Second Mortgages

Reasons Why People Take Second Mortgages

During the initial financing of a home, a borrower will borrow a certain amount to cover the its purchase, less their down payment. Over time, the intention is to pay down the mortgage and earn equity.

Equity is earned in two ways, by paying down what is owed on the property and by seeing the property increase in value. Eventually, if the mortgage is held long enough, it will become paid and the owner will own the home free and clear.

Second MortgagesIn this case, one can be free of having to make mortgage payments, and we could then say that the utility of the equity that is being built up over time can eventually serve to free one from these payments, and also be completely debt free, and this is certainly a nice outcome.

The great majority of homeowners are not in this situation though, and don’t enjoy this benefit, in fact they typically not only are making a mortgage payment but other payments on debt as well. This may involve a variety of other payments, car loans for instance, loans for other purchases, loans to consolidate other debt, credit card payments, and so on.

The equity that one has built up over the years can be a very valuable tool in managing this other debt, not only as a means to pay less interest on the debt they have, but also to manage cash flow problems. People often get themselves in trouble by taking on debt payments that are at least somewhat uncomfortable, if not unmanageable. Reorganizing this debt to extend the amortization of some or all of these debt is often even more important than slashing the interest they are paying every month, although both can be a very important and often necessary goal.

There are two main options in looking to utilize one’s home equity to help out with debt management, which are refinancing the original mortgage and taking on a second mortgage, whether this means another loan or a line of credit secured by home equity.

Remortgaging Is Often Seen as Some Sort of Failure

Many people have the attitude that remortgaging, adding debt on to a mortgage, extending the amortization, or both, is something that we should work hard to avoid, and when we are forced into such a situation, it is a result of a failure in our ability to manage our affairs.

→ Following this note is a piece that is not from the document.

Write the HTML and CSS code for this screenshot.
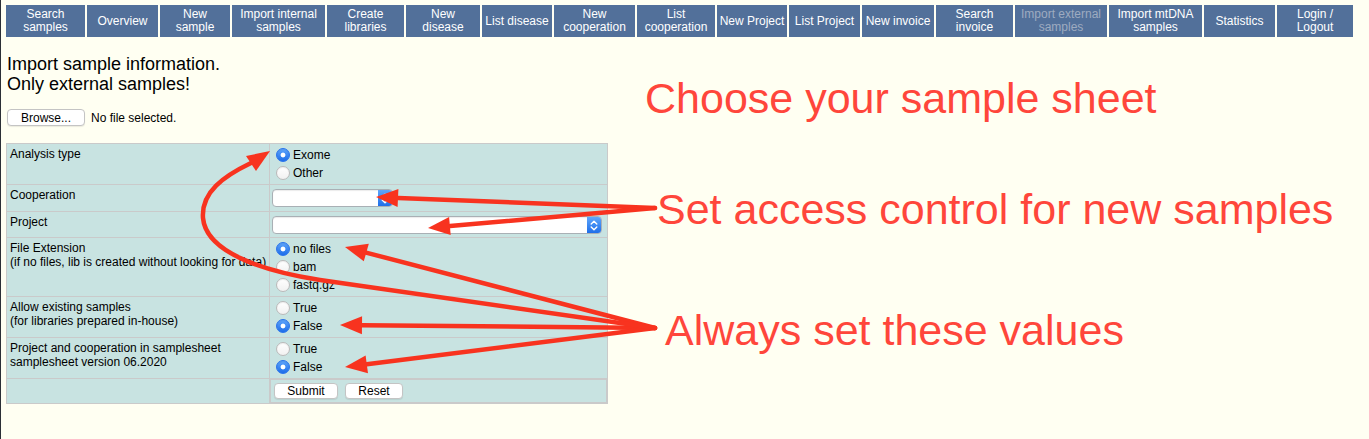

Often times, people do fail to manage their finances properly, borrowing too much, and we should certainly be paying attention to looking to avoid this. The appeal of borrowing can be a pretty intense one, and a lot of people borrow more than they should overall.

When we do find ourselves in these situations, or even when more sensible borrowing has us racking up a meaningful amount of debt, it is certainly a mistake to hold an attitude that paying off our mortgage is a primary and independent goal and we should be very reluctant to add to this debt and extend the amount of time we expect to become mortgage free.

It is certainly good to have a goal to be debt free, but we should never view our mortgage debt as somehow independent and especially be more eager to pay it down over our other, higher to much higher interest debt.

There are plenty of people who will, for instance, make extra mortgage payments instead of making extra payments on higher interest debt, and may also pat themselves on the back when they finally get their house paid off, and miss the fact that this strategy may have cost them a lot more money in interest payments.

As a rule of thumb, if we have to choose between paying more or less interest, we should always seek to pay less. This means that we should be looking to pay as little as we can on the lower interest debt and as much as we can on the higher interest debt.

There are two main categories of debt, that which is secured by our home equity, which has lower rates, and all other debt, which comes at higher rates.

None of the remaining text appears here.